» **SHORT EXERCISE**:
An exact reproduction of the records is required, with all images left out.

........

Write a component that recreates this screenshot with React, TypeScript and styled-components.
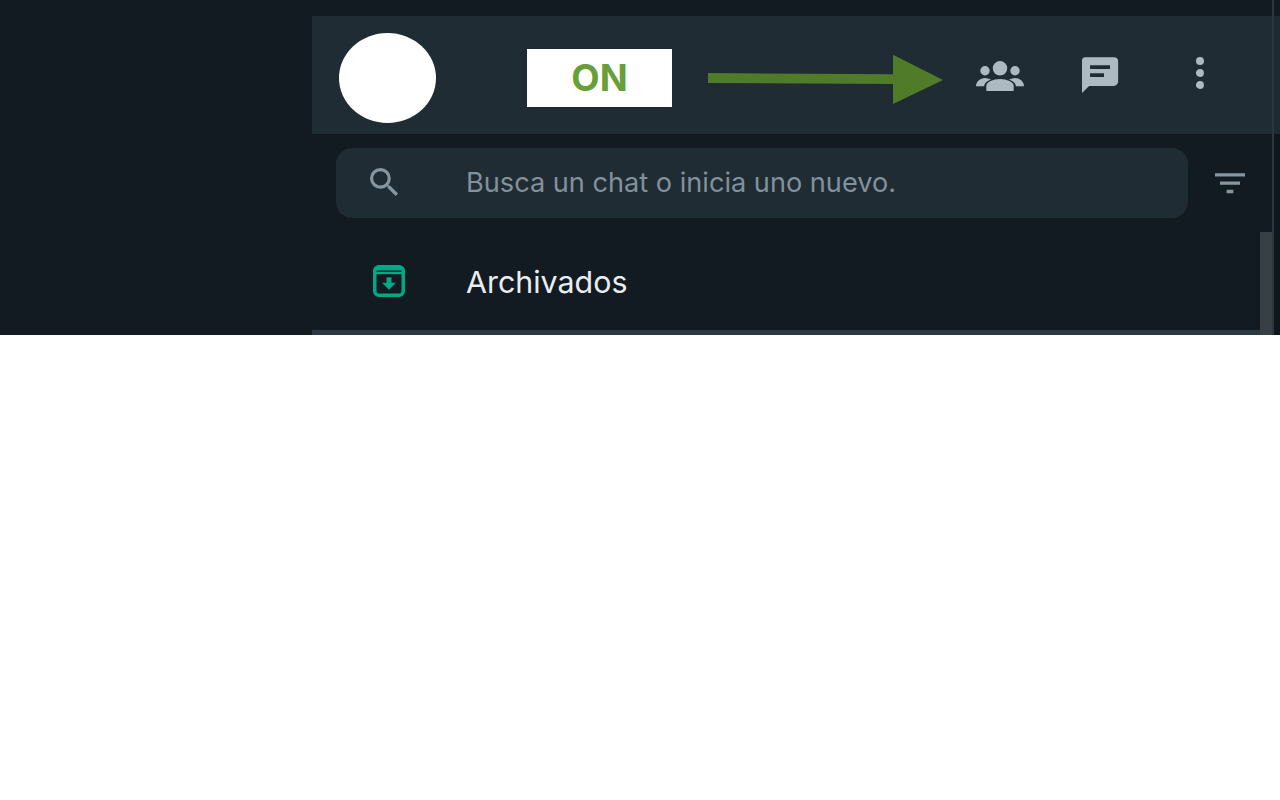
import React from "react";
import styled, { createGlobalStyle } from "styled-components";

const Global = createGlobalStyle`
  html, body { margin: 0; padding: 0; background: #ffffff; }
  body { font-family: Inter, "Liberation Sans", sans-serif; }
`;

const Page = styled.div`
  display: flex;
  width: 1280px;
  height: 335px;
  overflow: hidden;
  background: #121a22;
`;

const Gutter = styled.div`
  width: 312px;
  flex: none;
  background: #121b22;
`;

const Panel = styled.div`
  position: relative;
  width: 960px;
  flex: none;
  padding-top: 16px;
  display: flex;
  flex-direction: column;
`;

const RightEdge = styled.div`
  flex: 1;
  display: flex;
  flex-direction: column;
  border-left: 2px solid #2b373e;
  background: #0f161c;
`;

const EdgeCap = styled.div`
  height: 16px;
  flex: none;
  background: #121a22;
`;

const EdgeBand = styled.div`
  height: 118px;
  flex: none;
  background: #1f2b32;
`;

const Header = styled.header`
  height: 118px;
  flex: none;
  background: #202c33;
  display: flex;
  align-items: center;
  padding: 0 48px 0 27px;
`;

const Avatar = styled.div`
  width: 97px;
  height: 90px;
  margin-top: 6px;
  border-radius: 50%;
  background: #ffffff;
  flex: none;
`;

const Badge = styled.div`
  width: 145px;
  height: 58px;
  margin: 6px 0 0 91px;
  padding-bottom: 1px;
  box-sizing: border-box;
  background: #ffffff;
  color: #689f38;
  font-size: 36.8px;
  font-weight: 700;
  display: flex;
  align-items: center;
  justify-content: center;
  flex: none;
`;

const Arrow = styled.svg`
  width: 236px;
  height: 52px;
  margin: 10px 0 0 36px;
  flex: none;
  display: block;
`;

const Actions = styled.div`
  margin-left: auto;
  display: flex;
  gap: 52px;
  color: #aebac1;
`;

const Icon = styled.svg<{ $size: number }>`
  width: ${(p) => p.$size}px;
  height: ${(p) => p.$size}px;
  flex: none;
  display: block;
  fill: currentColor;
`;

const SearchIcon = styled(Icon)`
  margin-top: -2px;
`;

const SearchRow = styled.div`
  display: flex;
  align-items: center;
  padding: 14px 22px 0 24px;
  color: #8696a0;
`;

const SearchBox = styled.div`
  width: 852px;
  height: 70px;
  flex: none;
  border-radius: 16px;
  background: #202c33;
  display: flex;
  align-items: center;
  padding-left: 24px;
  box-sizing: border-box;
`;

const Placeholder = styled.span`
  margin: -2px 0 0 58px;
  font-size: 27.15px;
  color: #82919b;
  white-space: nowrap;
`;

const FilterSlot = styled.div`
  margin-left: 22px;
`;

const ArchivedRow = styled.div`
  height: 98px;
  margin-top: 14px;
  flex: none;
  display: flex;
  align-items: center;
  padding-left: 61px;
  box-sizing: border-box;
`;

const ArchiveIcon = styled.svg`
  width: 32px;
  height: 32px;
  flex: none;
  display: block;
  color: #00a884;
`;

const ArchivedLabel = styled.span`
  margin: 1px 0 0 61px;
  font-size: 30.4px;
  font-weight: 400;
  color: #e9edef;
  white-space: nowrap;
`;

const Divider = styled.div`
  height: 5px;
  flex: none;
  background: #2a3942;
`;

const Scrollbar = styled.div`
  position: absolute;
  top: 232px;
  right: 0;
  bottom: 0;
  width: 12px;
  background: #374045;
`;

export default function App() {
  return (
    <>
      <Global />
      <Page>
        <Gutter />
        <Panel>
          <Header>
            <Avatar />
            <Badge>ON</Badge>
            <Arrow viewBox="0 0 236 52" aria-hidden="true">
              <path d="M0 19 L185 20.3 L185 0.7 L235 26 L185 50 L185 30 L0 29 Z" fill="#507c2a" />
            </Arrow>
            <Actions>
              <Icon $size={48} viewBox="0 2 48 48" aria-hidden="true">
                <circle cx="24" cy="19.3" r="7.2" />
                <circle cx="9" cy="21.7" r="4.7" />
                <circle cx="39" cy="21.7" r="4.7" />
                <path d="M10.3 42V37C10.3 33 17 30 24 30C31 30 37.7 33 37.7 37V42Z" />
                <path d="M0 37.3C0 33 4 29 9 29C11 29 13 29.5 15 30.5C11 32 8.5 34 8 37.3Z" />
                <path d="M48 37.3C48 33 44 29 39 29C37 29 35 29.5 33 30.5C37 32 39.5 34 40 37.3Z" />
              </Icon>
              <Icon $size={48} viewBox="0 0 24 24" aria-hidden="true">
                <path d="M19.005 3.175H4.674C3.642 3.175 3 3.789 3 4.821V21.02l3.544-3.514h12.461c1.033 0 2.064-1.06 2.064-2.093V4.821c-.001-1.032-1.032-1.646-2.064-1.646zm-4.989 9.869H7.041V11.1h6.975v1.944zm3-4H7.041V7.1h9.975v1.944z" />
              </Icon>
              <Icon $size={48} viewBox="0 0 24 24" aria-hidden="true">
                <path d="M12 7a2 2 0 1 0-.001-4.001A2 2 0 0 0 12 7zm0 2a2 2 0 1 0-.001 3.999A2 2 0 0 0 12 9zm0 6a2 2 0 1 0-.001 3.999A2 2 0 0 0 12 15z" />
              </Icon>
            </Actions>
          </Header>
          <SearchRow>
            <SearchBox>
              <SearchIcon $size={48} viewBox="0 0 24 24" aria-hidden="true">
                <path d="M15.009 13.805h-.636l-.22-.219a5.184 5.184 0 0 0 1.256-3.386 5.207 5.207 0 1 0-5.207 5.208 5.183 5.183 0 0 0 3.385-1.255l.221.22v.635l4.004 3.999 1.194-1.195-3.997-4.007zm-4.808 0a3.605 3.605 0 1 1 0-7.21 3.605 3.605 0 0 1 0 7.21z" />
              </SearchIcon>
              <Placeholder>Busca un chat o inicia uno nuevo.</Placeholder>
            </SearchBox>
            <FilterSlot>
              <Icon $size={40} viewBox="0 0 24 24" aria-hidden="true">
                <path d="M10 18.1h4v-2h-4v2zm-7-12v2h18v-2H3zm3 7h12v-2H6v2z" />
              </Icon>
            </FilterSlot>
          </SearchRow>
          <ArchivedRow>
            <ArchiveIcon viewBox="0 0 32 32" aria-hidden="true">
              <rect x="1.75" y="1.75" width="28.5" height="28.5" rx="4" fill="none" stroke="currentColor" strokeWidth="3.5" />
              <rect x="2" y="3" width="28" height="2.5" fill="currentColor" />
              <rect x="2" y="6.8" width="28" height="2.4" fill="currentColor" />
              <path d="M13.5 12.3h5v5.5h4.5L16 24.7l-7-6.9h4.5z" fill="currentColor" />
            </ArchiveIcon>
            <ArchivedLabel>Archivados</ArchivedLabel>
          </ArchivedRow>
          <Divider />
          <Scrollbar />
        </Panel>
        <RightEdge>
          <EdgeCap />
          <EdgeBand />
        </RightEdge>
      </Page>
    </>
  );
}
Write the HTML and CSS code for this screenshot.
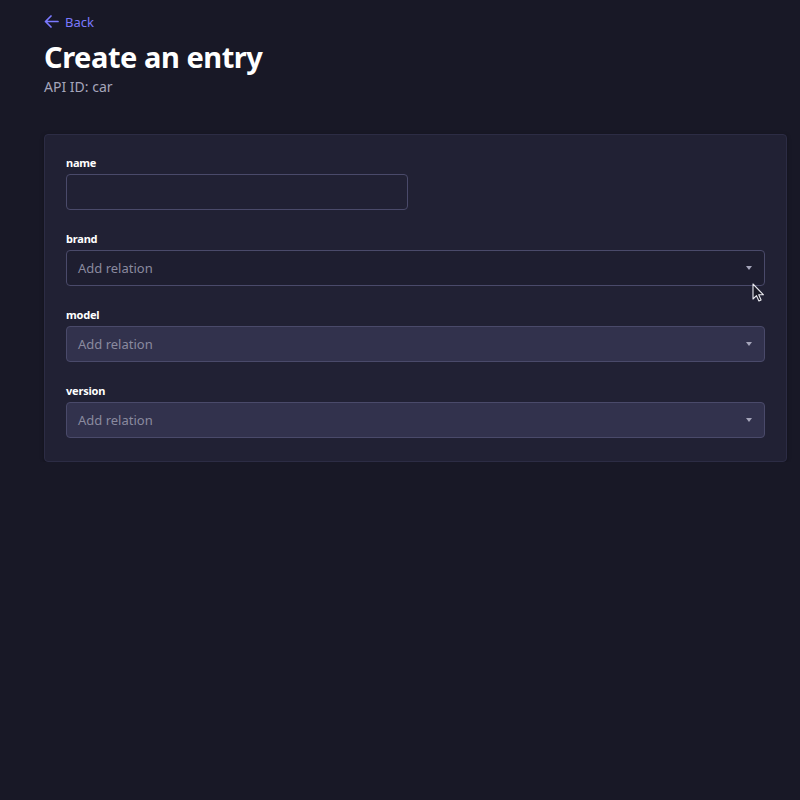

........

» **THE SOLUTION**:
Write a component that recreates this screenshot with React, TypeScript and styled-components.
import React from "react";
import styled, { createGlobalStyle } from "styled-components";

const Global = createGlobalStyle`
  html, body { margin: 0; padding: 0; background: #ffffff; }
  body { font-family: Inter, "Liberation Sans", sans-serif; }
`;

const Page = styled.div`
  display: flex;
  width: 1280px;
  height: 335px;
  overflow: hidden;
  background: #121a22;
`;

const Gutter = styled.div`
  width: 312px;
  flex: none;
  background: #121b22;
`;

const Panel = styled.div`
  position: relative;
  width: 960px;
  flex: none;
  padding-top: 16px;
  display: flex;
  flex-direction: column;
`;

const RightEdge = styled.div`
  flex: 1;
  display: flex;
  flex-direction: column;
  border-left: 2px solid #2b373e;
  background: #0f161c;
`;

const EdgeCap = styled.div`
  height: 16px;
  flex: none;
  background: #121a22;
`;

const EdgeBand = styled.div`
  height: 118px;
  flex: none;
  background: #1f2b32;
`;

const Header = styled.header`
  height: 118px;
  flex: none;
  background: #202c33;
  display: flex;
  align-items: center;
  padding: 0 48px 0 27px;
`;

const Avatar = styled.div`
  width: 97px;
  height: 90px;
  margin-top: 6px;
  border-radius: 50%;
  background: #ffffff;
  flex: none;
`;

const Badge = styled.div`
  width: 145px;
  height: 58px;
  margin: 6px 0 0 91px;
  padding-bottom: 1px;
  box-sizing: border-box;
  background: #ffffff;
  color: #689f38;
  font-size: 36.8px;
  font-weight: 700;
  display: flex;
  align-items: center;
  justify-content: center;
  flex: none;
`;

const Arrow = styled.svg`
  width: 236px;
  height: 52px;
  margin: 10px 0 0 36px;
  flex: none;
  display: block;
`;

const Actions = styled.div`
  margin-left: auto;
  display: flex;
  gap: 52px;
  color: #aebac1;
`;

const Icon = styled.svg<{ $size: number }>`
  width: ${(p) => p.$size}px;
  height: ${(p) => p.$size}px;
  flex: none;
  display: block;
  fill: currentColor;
`;

const SearchIcon = styled(Icon)`
  margin-top: -2px;
`;

const SearchRow = styled.div`
  display: flex;
  align-items: center;
  padding: 14px 22px 0 24px;
  color: #8696a0;
`;

const SearchBox = styled.div`
  width: 852px;
  height: 70px;
  flex: none;
  border-radius: 16px;
  background: #202c33;
  display: flex;
  align-items: center;
  padding-left: 24px;
  box-sizing: border-box;
`;

const Placeholder = styled.span`
  margin: -2px 0 0 58px;
  font-size: 27.15px;
  color: #82919b;
  white-space: nowrap;
`;

const FilterSlot = styled.div`
  margin-left: 22px;
`;

const ArchivedRow = styled.div`
  height: 98px;
  margin-top: 14px;
  flex: none;
  display: flex;
  align-items: center;
  padding-left: 61px;
  box-sizing: border-box;
`;

const ArchiveIcon = styled.svg`
  width: 32px;
  height: 32px;
  flex: none;
  display: block;
  color: #00a884;
`;

const ArchivedLabel = styled.span`
  margin: 1px 0 0 61px;
  font-size: 30.4px;
  font-weight: 400;
  color: #e9edef;
  white-space: nowrap;
`;

const Divider = styled.div`
  height: 5px;
  flex: none;
  background: #2a3942;
`;

const Scrollbar = styled.div`
  position: absolute;
  top: 232px;
  right: 0;
  bottom: 0;
  width: 12px;
  background: #374045;
`;

export default function App() {
  return (
    <>
      <Global />
      <Page>
        <Gutter />
        <Panel>
          <Header>
            <Avatar />
            <Badge>ON</Badge>
            <Arrow viewBox="0 0 236 52" aria-hidden="true">
              <path d="M0 19 L185 20.3 L185 0.7 L235 26 L185 50 L185 30 L0 29 Z" fill="#507c2a" />
            </Arrow>
            <Actions>
              <Icon $size={48} viewBox="0 2 48 48" aria-hidden="true">
                <circle cx="24" cy="19.3" r="7.2" />
                <circle cx="9" cy="21.7" r="4.7" />
                <circle cx="39" cy="21.7" r="4.7" />
                <path d="M10.3 42V37C10.3 33 17 30 24 30C31 30 37.7 33 37.7 37V42Z" />
                <path d="M0 37.3C0 33 4 29 9 29C11 29 13 29.5 15 30.5C11 32 8.5 34 8 37.3Z" />
                <path d="M48 37.3C48 33 44 29 39 29C37 29 35 29.5 33 30.5C37 32 39.5 34 40 37.3Z" />
              </Icon>
              <Icon $size={48} viewBox="0 0 24 24" aria-hidden="true">
                <path d="M19.005 3.175H4.674C3.642 3.175 3 3.789 3 4.821V21.02l3.544-3.514h12.461c1.033 0 2.064-1.06 2.064-2.093V4.821c-.001-1.032-1.032-1.646-2.064-1.646zm-4.989 9.869H7.041V11.1h6.975v1.944zm3-4H7.041V7.1h9.975v1.944z" />
              </Icon>
              <Icon $size={48} viewBox="0 0 24 24" aria-hidden="true">
                <path d="M12 7a2 2 0 1 0-.001-4.001A2 2 0 0 0 12 7zm0 2a2 2 0 1 0-.001 3.999A2 2 0 0 0 12 9zm0 6a2 2 0 1 0-.001 3.999A2 2 0 0 0 12 15z" />
              </Icon>
            </Actions>
          </Header>
          <SearchRow>
            <SearchBox>
              <SearchIcon $size={48} viewBox="0 0 24 24" aria-hidden="true">
                <path d="M15.009 13.805h-.636l-.22-.219a5.184 5.184 0 0 0 1.256-3.386 5.207 5.207 0 1 0-5.207 5.208 5.183 5.183 0 0 0 3.385-1.255l.221.22v.635l4.004 3.999 1.194-1.195-3.997-4.007zm-4.808 0a3.605 3.605 0 1 1 0-7.21 3.605 3.605 0 0 1 0 7.21z" />
              </SearchIcon>
              <Placeholder>Busca un chat o inicia uno nuevo.</Placeholder>
            </SearchBox>
            <FilterSlot>
              <Icon $size={40} viewBox="0 0 24 24" aria-hidden="true">
                <path d="M10 18.1h4v-2h-4v2zm-7-12v2h18v-2H3zm3 7h12v-2H6v2z" />
              </Icon>
            </FilterSlot>
          </SearchRow>
          <ArchivedRow>
            <ArchiveIcon viewBox="0 0 32 32" aria-hidden="true">
              <rect x="1.75" y="1.75" width="28.5" height="28.5" rx="4" fill="none" stroke="currentColor" strokeWidth="3.5" />
              <rect x="2" y="3" width="28" height="2.5" fill="currentColor" />
              <rect x="2" y="6.8" width="28" height="2.4" fill="currentColor" />
              <path d="M13.5 12.3h5v5.5h4.5L16 24.7l-7-6.9h4.5z" fill="currentColor" />
            </ArchiveIcon>
            <ArchivedLabel>Archivados</ArchivedLabel>
          </ArchivedRow>
          <Divider />
          <Scrollbar />
        </Panel>
        <RightEdge>
          <EdgeCap />
          <EdgeBand />
        </RightEdge>
      </Page>
    </>
  );
}
Write the HTML and CSS code for this screenshot.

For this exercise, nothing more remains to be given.